The second protagonist is Matthieu Kassovitz as a young Jesuit who tries to help him. This character combines more than one historical figure, including a priest who voluntarily went into the death camps.

It IS a bit of a problem for the film, this divided focus. It’s based on a controversial play that was about nine hours long and seems never to have actually been performed in its entirety. Highly cinematic passages are interrupted by sudden irruptions of PLAY, where even the style of dialogue seems to become a bit stodgier, more orotund and unnatural. The difficulty is that Gerstein, the real man, is more interesting than the fictional/compound priest, who’s right about everything. Gerstein is only sort of right, and also a lot wrong.

He had been anti-Nazi, and then he joined the S.S. He clearly spent a lot of time, at great personal risk, trying to get the word out about the Holocaust. At the same time, he was deeply involved in it. Some of his contributions may have been a covert, deniable form of sabotage. Some of his contributions contributed materially to industrialized mass murder.

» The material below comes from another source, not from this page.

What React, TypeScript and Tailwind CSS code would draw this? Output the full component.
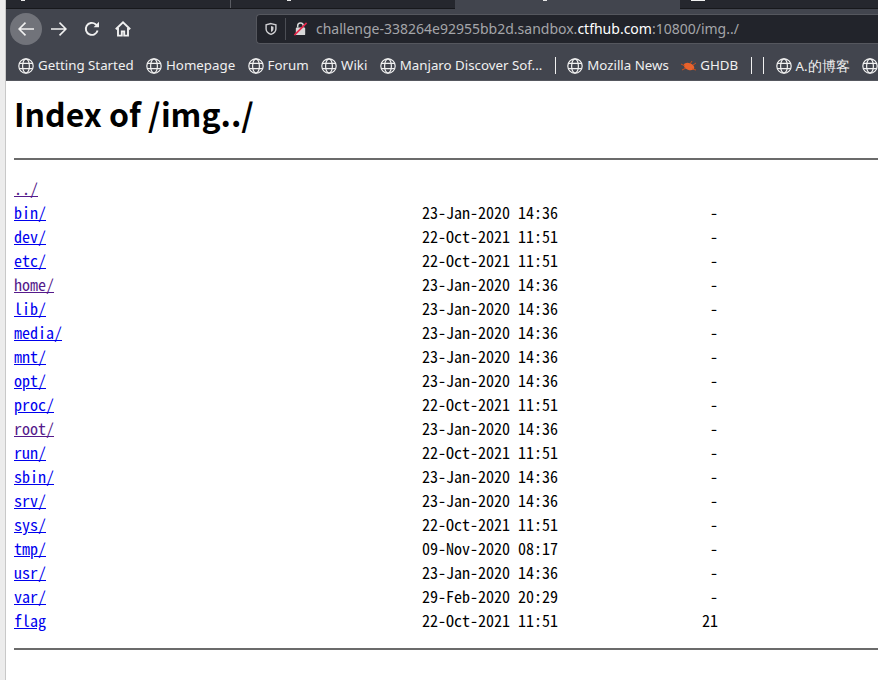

People still disagree about his culpability. He himself seems to have had conflicting ideas about it.

A classic bit of Costa-Gavras text onscreen ~

I recommend the film — it’s very good, if unbalanced and imperfect. The director’s discretion is admirable — we come as close to a gas chamber as you can get, but never see inside. We see Nazis looking through spyholes, we see their (various) reactions, and we see the wooden shutter-type door bulging as unseen victims hammer on it. That, surely, is enough.

And we see freight trains going back and forth throughout the film. The ones going left to right are empty.